The main task families

Classification

Given an image, predict one or more labels. “Is this a cat or a dog?” “Which of 1,000 ImageNet categories does this image belong to?” Classification is the simplest and most benchmarked vision task.

Object detection

Given an image, find all objects and draw bounding boxes around them, each with a class label. Detection is what powers autonomous-driving perception, security cameras, and inventory counting. Popular architectures include YOLO, Faster R-CNN, and DETR.

Segmentation

Label every pixel with which object it belongs to. Semantic segmentation groups by class (“all pixels that are ‘road'”); instance segmentation separates individual object instances (“pixel is part of car 1, not car 2”). Medical imaging, video editing, and autonomous perception rely on segmentation. Meta’s Segment Anything Model (SAM), released in 2023, pushed generic segmentation forward dramatically.

Image generation

Given a prompt or condition, create an image. Modern diffusion models like Stable Diffusion, DALL-E, and Midjourney are computer-vision systems in reverse — they start from noise and iteratively refine toward an image. See our diffusion-models explainer for details.

Video understanding

Extending vision to video adds the time dimension. Tasks include action recognition (what is the person doing?), tracking (follow a specific object across frames), and video generation. Video is data-expensive to train on, but models like Sora, Runway Gen-3, and others have made rapid progress.

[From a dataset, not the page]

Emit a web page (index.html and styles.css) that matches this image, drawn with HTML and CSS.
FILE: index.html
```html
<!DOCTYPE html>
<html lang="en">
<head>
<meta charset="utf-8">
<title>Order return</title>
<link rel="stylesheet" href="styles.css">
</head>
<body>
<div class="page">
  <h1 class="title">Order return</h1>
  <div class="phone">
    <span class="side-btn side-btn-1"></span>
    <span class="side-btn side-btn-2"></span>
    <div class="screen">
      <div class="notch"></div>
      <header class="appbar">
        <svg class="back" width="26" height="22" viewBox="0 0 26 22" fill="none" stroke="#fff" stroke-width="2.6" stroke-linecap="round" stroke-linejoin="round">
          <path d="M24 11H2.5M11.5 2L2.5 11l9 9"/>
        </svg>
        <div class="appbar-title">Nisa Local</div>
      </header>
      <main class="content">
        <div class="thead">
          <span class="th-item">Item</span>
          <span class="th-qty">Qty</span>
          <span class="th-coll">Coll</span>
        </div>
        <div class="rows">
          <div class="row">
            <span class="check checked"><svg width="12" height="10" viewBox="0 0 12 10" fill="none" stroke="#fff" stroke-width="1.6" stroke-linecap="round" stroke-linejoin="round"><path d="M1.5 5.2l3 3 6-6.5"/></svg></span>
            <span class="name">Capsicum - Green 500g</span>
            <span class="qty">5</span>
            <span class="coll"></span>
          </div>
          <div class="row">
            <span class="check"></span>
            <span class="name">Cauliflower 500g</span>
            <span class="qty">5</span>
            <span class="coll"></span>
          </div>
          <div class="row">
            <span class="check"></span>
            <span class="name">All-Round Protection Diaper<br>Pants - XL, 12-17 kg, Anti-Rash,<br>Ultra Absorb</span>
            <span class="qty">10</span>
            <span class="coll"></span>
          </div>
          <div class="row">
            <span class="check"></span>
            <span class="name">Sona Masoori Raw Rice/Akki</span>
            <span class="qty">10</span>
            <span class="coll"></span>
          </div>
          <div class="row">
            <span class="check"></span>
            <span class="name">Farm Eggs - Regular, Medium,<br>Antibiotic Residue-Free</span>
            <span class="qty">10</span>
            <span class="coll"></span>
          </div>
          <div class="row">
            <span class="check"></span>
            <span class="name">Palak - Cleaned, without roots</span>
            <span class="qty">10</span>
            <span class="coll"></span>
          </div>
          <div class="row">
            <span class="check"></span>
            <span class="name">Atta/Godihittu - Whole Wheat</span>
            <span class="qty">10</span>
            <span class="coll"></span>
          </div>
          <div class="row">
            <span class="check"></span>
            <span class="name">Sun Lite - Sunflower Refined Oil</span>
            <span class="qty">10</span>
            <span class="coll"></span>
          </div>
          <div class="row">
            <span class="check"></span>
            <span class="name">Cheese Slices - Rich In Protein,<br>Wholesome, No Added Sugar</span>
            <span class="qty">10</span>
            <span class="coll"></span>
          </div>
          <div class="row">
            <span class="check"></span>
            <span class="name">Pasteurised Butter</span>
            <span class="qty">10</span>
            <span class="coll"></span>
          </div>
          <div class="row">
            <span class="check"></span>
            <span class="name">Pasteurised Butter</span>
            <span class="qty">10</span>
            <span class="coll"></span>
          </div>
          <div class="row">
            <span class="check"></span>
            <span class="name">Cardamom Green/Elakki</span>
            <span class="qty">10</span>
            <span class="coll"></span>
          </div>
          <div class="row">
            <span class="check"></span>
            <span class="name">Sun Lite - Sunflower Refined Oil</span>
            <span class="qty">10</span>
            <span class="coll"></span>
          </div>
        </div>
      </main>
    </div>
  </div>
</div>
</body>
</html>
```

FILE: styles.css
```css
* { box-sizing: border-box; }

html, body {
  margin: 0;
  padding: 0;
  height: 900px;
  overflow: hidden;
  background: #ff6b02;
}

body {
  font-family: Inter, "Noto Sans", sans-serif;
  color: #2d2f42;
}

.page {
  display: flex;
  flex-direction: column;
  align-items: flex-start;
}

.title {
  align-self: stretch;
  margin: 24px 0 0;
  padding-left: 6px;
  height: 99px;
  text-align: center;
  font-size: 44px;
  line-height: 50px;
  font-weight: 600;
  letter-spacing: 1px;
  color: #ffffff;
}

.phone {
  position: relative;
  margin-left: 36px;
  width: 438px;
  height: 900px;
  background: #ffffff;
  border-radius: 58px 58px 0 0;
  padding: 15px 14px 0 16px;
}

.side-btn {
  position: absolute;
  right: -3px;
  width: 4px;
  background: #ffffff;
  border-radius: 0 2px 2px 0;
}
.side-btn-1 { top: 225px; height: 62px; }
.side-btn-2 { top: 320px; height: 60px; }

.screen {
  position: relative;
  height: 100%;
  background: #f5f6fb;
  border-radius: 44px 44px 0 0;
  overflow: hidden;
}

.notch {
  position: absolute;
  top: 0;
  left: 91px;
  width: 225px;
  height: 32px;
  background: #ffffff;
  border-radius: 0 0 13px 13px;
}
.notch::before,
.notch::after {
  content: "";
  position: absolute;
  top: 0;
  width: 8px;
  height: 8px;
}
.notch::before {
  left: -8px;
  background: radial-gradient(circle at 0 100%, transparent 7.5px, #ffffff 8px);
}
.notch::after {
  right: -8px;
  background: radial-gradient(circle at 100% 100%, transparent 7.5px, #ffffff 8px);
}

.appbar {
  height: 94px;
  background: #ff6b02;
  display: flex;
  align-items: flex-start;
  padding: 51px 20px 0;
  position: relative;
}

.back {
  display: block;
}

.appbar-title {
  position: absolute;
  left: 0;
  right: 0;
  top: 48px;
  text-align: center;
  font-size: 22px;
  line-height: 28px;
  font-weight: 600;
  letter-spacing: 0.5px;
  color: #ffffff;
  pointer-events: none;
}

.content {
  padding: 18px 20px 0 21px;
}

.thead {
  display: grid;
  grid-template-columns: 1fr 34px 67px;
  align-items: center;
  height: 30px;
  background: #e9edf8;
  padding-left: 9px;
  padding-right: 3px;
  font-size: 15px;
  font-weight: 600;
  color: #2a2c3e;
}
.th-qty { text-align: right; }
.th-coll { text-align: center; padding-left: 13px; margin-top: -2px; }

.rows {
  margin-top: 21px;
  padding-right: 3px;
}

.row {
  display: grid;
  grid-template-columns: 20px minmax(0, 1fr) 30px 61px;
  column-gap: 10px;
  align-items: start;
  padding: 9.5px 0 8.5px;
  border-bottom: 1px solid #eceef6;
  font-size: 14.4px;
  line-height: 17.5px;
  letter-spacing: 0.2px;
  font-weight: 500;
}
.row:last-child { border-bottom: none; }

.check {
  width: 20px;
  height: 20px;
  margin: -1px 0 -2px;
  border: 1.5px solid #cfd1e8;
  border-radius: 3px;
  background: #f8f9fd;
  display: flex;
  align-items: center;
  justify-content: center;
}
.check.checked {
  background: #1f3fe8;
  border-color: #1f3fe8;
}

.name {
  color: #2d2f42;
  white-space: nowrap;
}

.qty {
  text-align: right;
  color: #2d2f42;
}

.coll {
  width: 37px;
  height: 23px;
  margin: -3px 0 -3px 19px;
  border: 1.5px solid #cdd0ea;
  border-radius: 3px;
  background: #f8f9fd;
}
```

Where you see computer vision

Computer vision is embedded in products most people use without thinking. Face unlock on your phone is vision. Barcode scanning is vision. Auto-correct on a document photo, auto-framing in video calls, the lane-keep assist in a modern car, the quality-control inspection on a factory line, the radiology report assistant at a hospital, the license-plate reader on a toll road — all vision. For more on industry adoption, see our ai industry coverage.

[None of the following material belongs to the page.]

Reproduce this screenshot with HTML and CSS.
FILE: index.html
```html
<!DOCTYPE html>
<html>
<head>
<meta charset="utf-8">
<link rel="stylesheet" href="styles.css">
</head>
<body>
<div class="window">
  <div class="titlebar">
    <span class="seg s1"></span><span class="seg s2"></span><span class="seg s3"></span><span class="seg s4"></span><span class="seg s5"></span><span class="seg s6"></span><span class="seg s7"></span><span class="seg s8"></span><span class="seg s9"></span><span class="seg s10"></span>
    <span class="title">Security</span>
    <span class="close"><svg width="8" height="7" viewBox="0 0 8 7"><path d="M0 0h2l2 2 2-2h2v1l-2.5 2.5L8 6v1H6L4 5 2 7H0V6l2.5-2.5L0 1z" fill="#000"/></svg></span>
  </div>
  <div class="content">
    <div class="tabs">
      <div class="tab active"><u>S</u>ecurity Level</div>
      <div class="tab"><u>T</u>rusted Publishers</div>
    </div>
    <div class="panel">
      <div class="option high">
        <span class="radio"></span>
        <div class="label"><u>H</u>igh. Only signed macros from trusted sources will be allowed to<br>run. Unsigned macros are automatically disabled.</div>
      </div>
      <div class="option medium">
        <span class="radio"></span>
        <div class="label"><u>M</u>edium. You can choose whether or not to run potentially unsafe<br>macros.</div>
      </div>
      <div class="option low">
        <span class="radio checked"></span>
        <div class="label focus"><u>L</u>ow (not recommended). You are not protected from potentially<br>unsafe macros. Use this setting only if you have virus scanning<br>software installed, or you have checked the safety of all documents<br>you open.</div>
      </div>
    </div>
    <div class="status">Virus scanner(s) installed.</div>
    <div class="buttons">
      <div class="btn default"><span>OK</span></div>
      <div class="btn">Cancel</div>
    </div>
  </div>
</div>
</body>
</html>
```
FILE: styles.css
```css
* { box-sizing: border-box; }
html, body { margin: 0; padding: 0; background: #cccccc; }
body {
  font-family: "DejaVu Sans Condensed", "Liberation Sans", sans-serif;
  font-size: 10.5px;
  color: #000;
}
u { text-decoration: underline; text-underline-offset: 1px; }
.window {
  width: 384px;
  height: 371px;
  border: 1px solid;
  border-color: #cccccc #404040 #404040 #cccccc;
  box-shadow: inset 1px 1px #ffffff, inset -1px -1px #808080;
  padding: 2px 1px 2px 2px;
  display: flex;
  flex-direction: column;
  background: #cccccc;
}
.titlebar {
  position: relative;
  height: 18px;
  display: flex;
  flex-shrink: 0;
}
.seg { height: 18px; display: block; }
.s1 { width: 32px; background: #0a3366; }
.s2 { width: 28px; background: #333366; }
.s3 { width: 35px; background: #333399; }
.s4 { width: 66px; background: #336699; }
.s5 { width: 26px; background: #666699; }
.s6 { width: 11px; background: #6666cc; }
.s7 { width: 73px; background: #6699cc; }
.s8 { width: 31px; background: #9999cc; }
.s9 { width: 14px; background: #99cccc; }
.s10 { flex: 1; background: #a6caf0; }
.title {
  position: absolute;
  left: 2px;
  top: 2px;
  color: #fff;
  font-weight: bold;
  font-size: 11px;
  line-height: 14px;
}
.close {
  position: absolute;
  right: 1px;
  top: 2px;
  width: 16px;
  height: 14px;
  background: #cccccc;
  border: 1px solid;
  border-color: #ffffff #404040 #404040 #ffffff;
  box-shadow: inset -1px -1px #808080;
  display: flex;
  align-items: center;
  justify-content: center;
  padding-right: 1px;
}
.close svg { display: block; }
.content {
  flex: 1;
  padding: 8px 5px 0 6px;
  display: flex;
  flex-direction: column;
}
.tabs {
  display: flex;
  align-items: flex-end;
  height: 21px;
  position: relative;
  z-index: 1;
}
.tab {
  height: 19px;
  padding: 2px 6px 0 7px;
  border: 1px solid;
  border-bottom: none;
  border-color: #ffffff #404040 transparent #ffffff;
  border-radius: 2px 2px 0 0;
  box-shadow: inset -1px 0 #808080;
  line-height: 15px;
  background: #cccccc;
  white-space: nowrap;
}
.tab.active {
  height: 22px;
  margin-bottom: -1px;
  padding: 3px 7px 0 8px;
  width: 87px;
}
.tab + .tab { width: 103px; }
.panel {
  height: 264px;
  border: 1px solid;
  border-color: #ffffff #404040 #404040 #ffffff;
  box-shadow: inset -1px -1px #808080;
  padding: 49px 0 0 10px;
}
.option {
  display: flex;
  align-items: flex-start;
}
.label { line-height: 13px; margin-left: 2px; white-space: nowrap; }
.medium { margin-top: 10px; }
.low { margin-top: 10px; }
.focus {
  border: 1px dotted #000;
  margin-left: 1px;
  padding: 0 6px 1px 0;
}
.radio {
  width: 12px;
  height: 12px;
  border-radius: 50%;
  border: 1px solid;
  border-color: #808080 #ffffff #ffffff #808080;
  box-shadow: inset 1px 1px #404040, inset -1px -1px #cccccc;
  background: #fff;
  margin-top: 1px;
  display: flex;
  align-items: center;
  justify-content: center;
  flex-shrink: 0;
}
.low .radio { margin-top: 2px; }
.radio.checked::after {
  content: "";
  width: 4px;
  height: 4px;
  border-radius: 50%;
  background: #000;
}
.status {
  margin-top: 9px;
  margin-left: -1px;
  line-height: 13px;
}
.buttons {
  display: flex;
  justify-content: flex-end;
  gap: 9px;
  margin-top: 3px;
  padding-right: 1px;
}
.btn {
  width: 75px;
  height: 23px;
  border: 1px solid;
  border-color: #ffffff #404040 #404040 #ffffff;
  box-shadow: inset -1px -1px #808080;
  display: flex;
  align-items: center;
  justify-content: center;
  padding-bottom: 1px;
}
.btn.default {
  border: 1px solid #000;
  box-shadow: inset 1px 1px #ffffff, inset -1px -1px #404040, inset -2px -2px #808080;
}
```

Known limits and open problems

Modern vision systems are accurate on in-distribution data but fragile under distribution shift. A pedestrian-detection model trained on sunny California footage may fail at night in rain. Adversarial examples — images modified in ways invisible to humans — can fool high-accuracy models. Bias in training data leads to biased performance across demographics. And “understanding” a scene at a human level — reading context, intent, subtle social cues — remains well beyond current vision systems.

Frequently asked questions

Is computer vision the same as image recognition?
Image recognition is one subtask of computer vision — specifically, classifying what is in an image. Computer vision is the broader field, covering detection, segmentation, tracking, generation, 3D reconstruction, optical character recognition, and more. When news articles say “AI can now recognize images better than humans”, they usually mean one specific benchmark like ImageNet, which is a narrow classification task. Human visual understanding is still far richer than any current vision model.

Can computer vision see what I’m pointing at?
A growing category of models combines vision with language to answer questions about images — “what is this object?”, “what is the cat doing?”, “read the label in this photo”. These are called vision-language models (VLMs) or multimodal models. GPT-4V, Claude 3’s vision, Gemini, and open-source alternatives like LLaVA can answer natural-language questions about what a camera captures. Quality is high but not perfect — they can miss subtle details and occasionally hallucinate objects that are not there.

How much data does a computer-vision model need to train?
It depends on the task. A supervised classifier from scratch typically wants tens of thousands of labelled images per class to reach good accuracy. But a common workflow today is to start from a model pre-trained on a massive dataset (ImageNet, LAION, proprietary sets with billions of images) and fine-tune on a small task-specific dataset — sometimes just a few hundred images. This transfer-learning approach is how most practical vision deployments get built.